7 de mai. de 2007

Sorte ou Azar?

O que é a Sorte? Em que consiste o Azar? Duas perguntas que pedem uma resposta e no levam à mesma reflexão: sorte e azar são situações antagônicas ou duas faces de uma mesma realidade?
Claro que existem muitas pessoas que defendem a importância da sorte e dão inúmeros motivos para que a sorte seja vista como o motor da vida e o caminho para a solução de problemas. Como explicar, sem a presença da sorte, que alguém ganhe um prêmio acumulado de alguma loteria? Por outro lado inúmeras pessoas dirão que o azar é o grande inconveniente das pessoas. É ele que ocasiona as tristezas e os sofrimentos de uma infinidade de pessoas. E dizem que só pode ser azar ter faltado uma pedra para bater, no bingo de um carro zerinho!
E assim, com essas duas posturas teríamos presente a afirmação de que sorte e azar são apenas duas faces de uma mesma moeda: a sorte é o outro lado do azar e o azar é o outro lado da sorte. Quem tem sorte não tem azar e quem tem azar não tem sorte.
Olhando de outro ponto de vista, existem os que defendem a posição da simultaneidade, dizendo que a mesma pessoa pode ter sorte em uma situação e azar em outra. Dessa postura é que nasce a expressão tão freqüente em mesas de jogo: “azar no jogo, sorte no amor”.
Neste ponto é bom colocar a questão de forma mais radical: em que consiste isso que é chamado de sorte? E o azar? Dá para ser mais arrojado e perguntar se, realmente, existe isso que é chamado de sorte e azar. Ou isso é apenas mais um ponto de vista?
Uma pessoa vai andando pela rua e encontra uma nota de cem reais. Isso é sorte ou azar? Pergunta boba, dirão alguns. Não está vendo que o cara teve uma tremenda sorte. Afinal de contas cem reais não é pouco dinheiro e não é todo dia que se encontra, por aí, uma nota de cem.

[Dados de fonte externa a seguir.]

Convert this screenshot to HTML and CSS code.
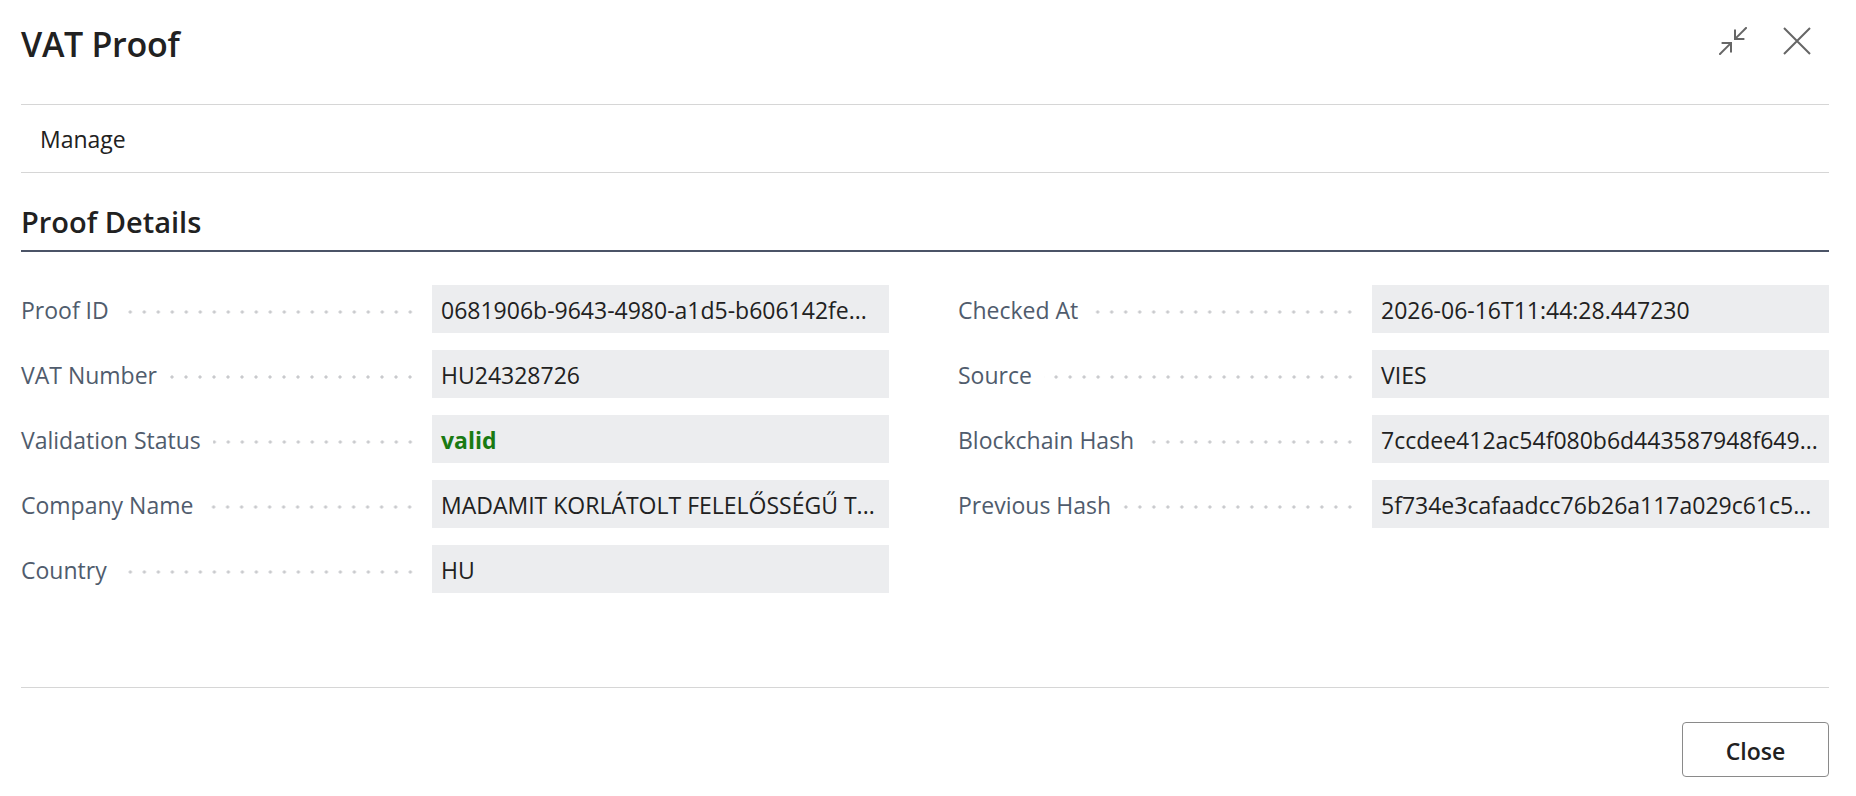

Agora pensa um pouquinho: essa situação – achar uma nota de cem reais – não é um fato isolado. Ela está dentro de um contexto. O contexto de uma pessoa que está andando pelo mesmo lugar em que outra pessoa já andou – e perdeu os cem reais. Pessoa essa que teve um tremendo de um azar, não é mesmo? Ou será que vale a máxima que afirma: “sorte de um azar de outro”?
Agora volte a examinar a situação. O sortudo teve sorte ou viveu uma série de circunstancias? Primeira circunstância: teve que sair de sua casa; depois, passou por essa e não por aquela rua; dependeu de alguém ter, também, saído de casa e passado pelo mesmo local antes dele; dependeu dessa outra pessoa possuir e ter perdido o dinheiro... e ninguém ter passado pelo local depois do que perdeu e antes do que achou. (Uma terceira pessoa que tivesse passado pelo mesmo local, depois que a segunda achou o dinheiro da segunda, será que também é azarado, afinal, veio depois...?) e poderíamos enumerar muitas outras circunstâncias que envolveram a situação. E o que é importante para compreendermos esta reflexão: será que na ausência de um dos elementos dessa situação a “sorte” do que achou o dinheiro permaneceria? Onde estaria a sorte do surtudo se o que perdeu o dinheiro não tivesse perdido a grana?
Veja que o deslocamento de um elemento da situação muda toda a história! E, se a história fosse outra, com certeza não estaríamos falando dela. Ao menos não aqui!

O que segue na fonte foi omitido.